Fugees tour canceled over Pras Michel's alleged involvement in money laundering scheme

Fugees member Pras Michel faces up to 20 years in prison

Fugees tour canceled over Pras Michel's alleged involvement in money laundering scheme
Pras Michel Photo: Ethan Miller

Last year, the Fugees announced and then quickly canceled a reunion tour celebrating their seminal album, The Score. At the time, the band blamed the cancelation on the ongoing COVID-19 pandemic. However, per a new report from Puck.News, the band canceled the tour due to Pras Michels’ alleged involvement in the 1 Malaysia Development Berhad (1MDB) scandal.
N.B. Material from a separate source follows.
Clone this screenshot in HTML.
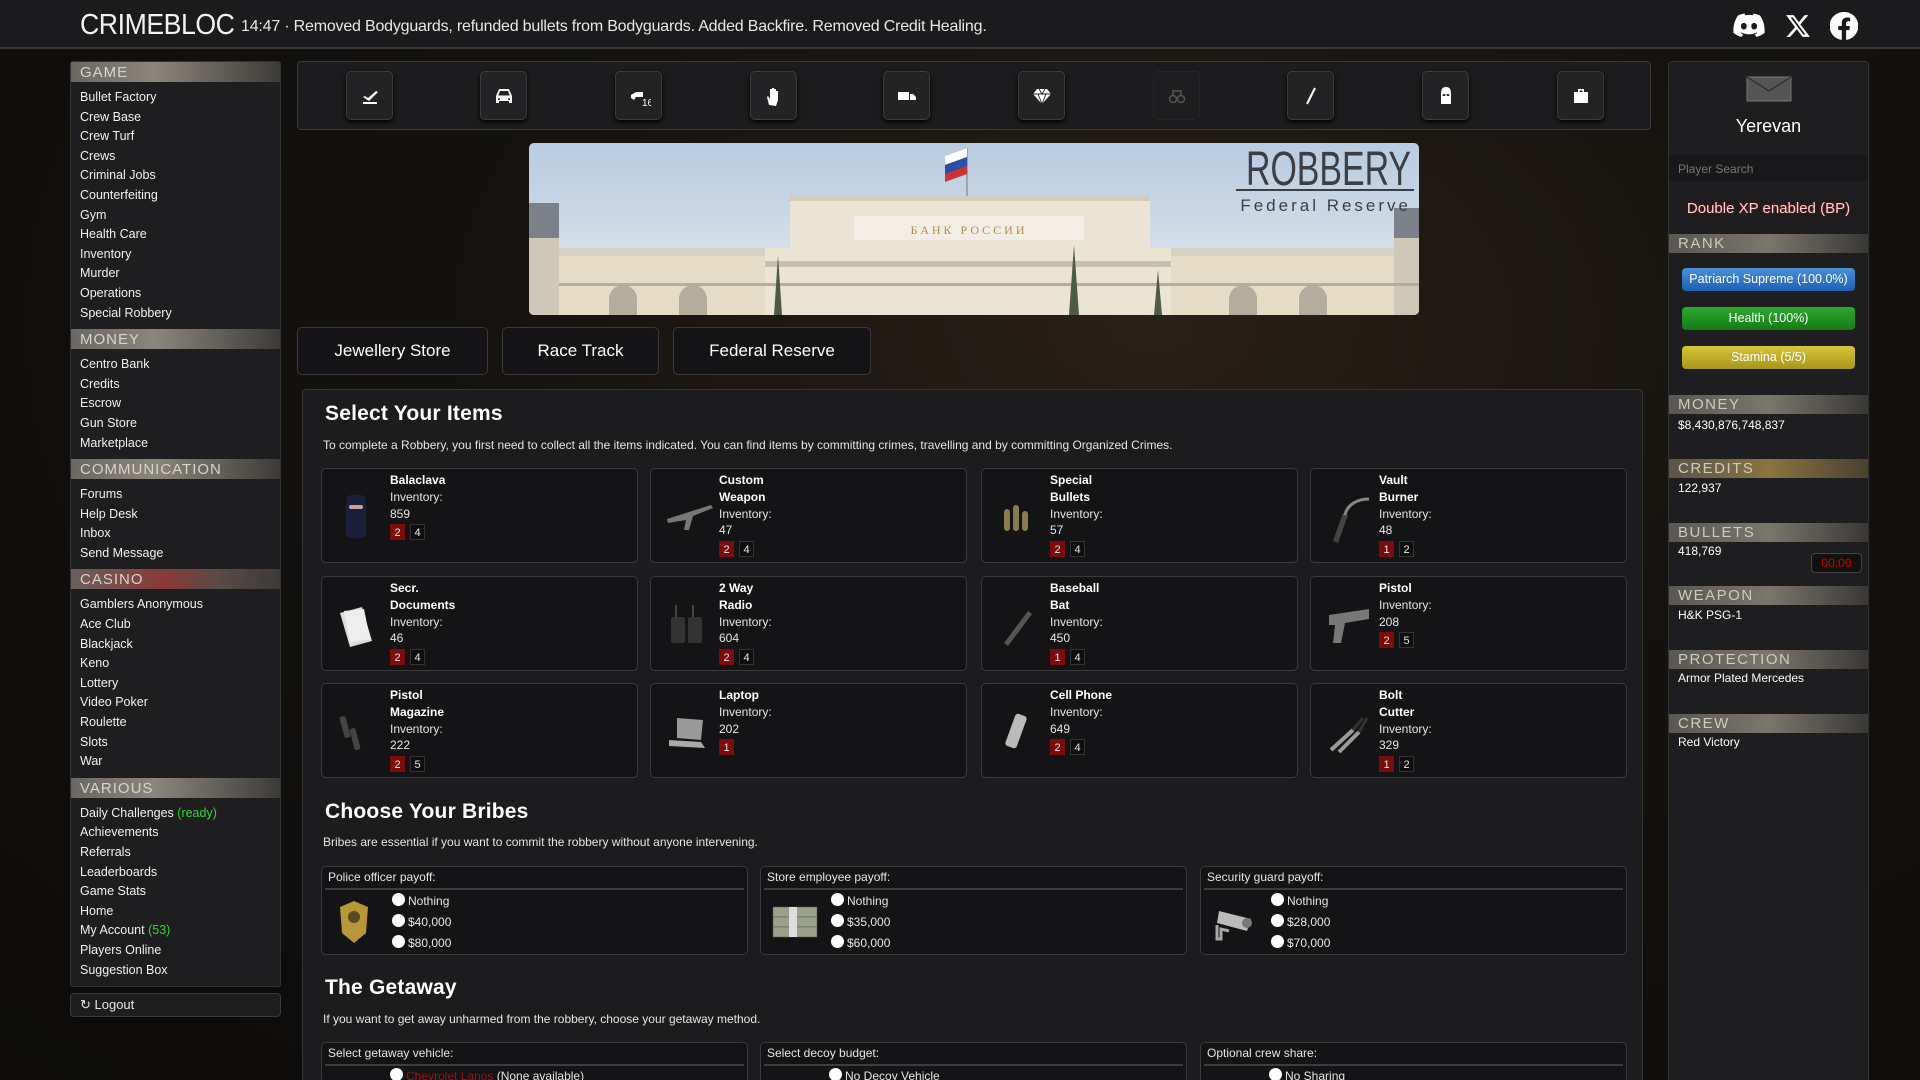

In 2019, Michel was indicted for his involvement in a scheme to launder money from Malaysian officials through the 2012 US presidential election. Michel worked on behalf of Jho Low, who Puck describes as a “Malaysian financier and social climber who once partied with A-listers like Leonardo DiCaprio, Megan Fox, and Kim Kardashian.” Low stands accused of laundering $4.5 billion on behalf of 1MDB. According to the DOJ, Michel funneled money through Barack Obama’s 2012 re-election campaign, using his celebrity to influence political figures covertly.

For Michel’s part, he was allegedly paid $8 million upfront, with another $75 million if he successfully squashed the investigation into 1MDB. But, apparently, this is where the Fugees tour fell apart, with Michel reportedly refusing an offer to take a lesser violation of failing to register as a foreign agent. The deal required him to plead guilty to the obstruction of justice charge and serve 16 months in prison, but the government would’ve “returned a few million of the approximately $40 million it seized from Michel’s accounts,” writes Consequence Of Sound. So instead, the Justice Department ordered that Michel stays in the country, which meant he could not tour.

Michel’s attorney, David Kenner, filed to have the charges dismissed. “This case is following the trajectory of so many before it, where a case with multiple defendants features a lone black artist,” Kenner wrote in the dismissal motion filed earlier this month. “In this case, it works like this: the artist, who speaks for the poor and marginalized and who gives back to such communities in enormous ways, is the last man standing.” Kenner is famous for successfully representing Snoop Dogg in the rapper’s 1996 murder trial.

Michel is expected in court on November 4 in DC. If convicted, he faces up to 20 years in prison.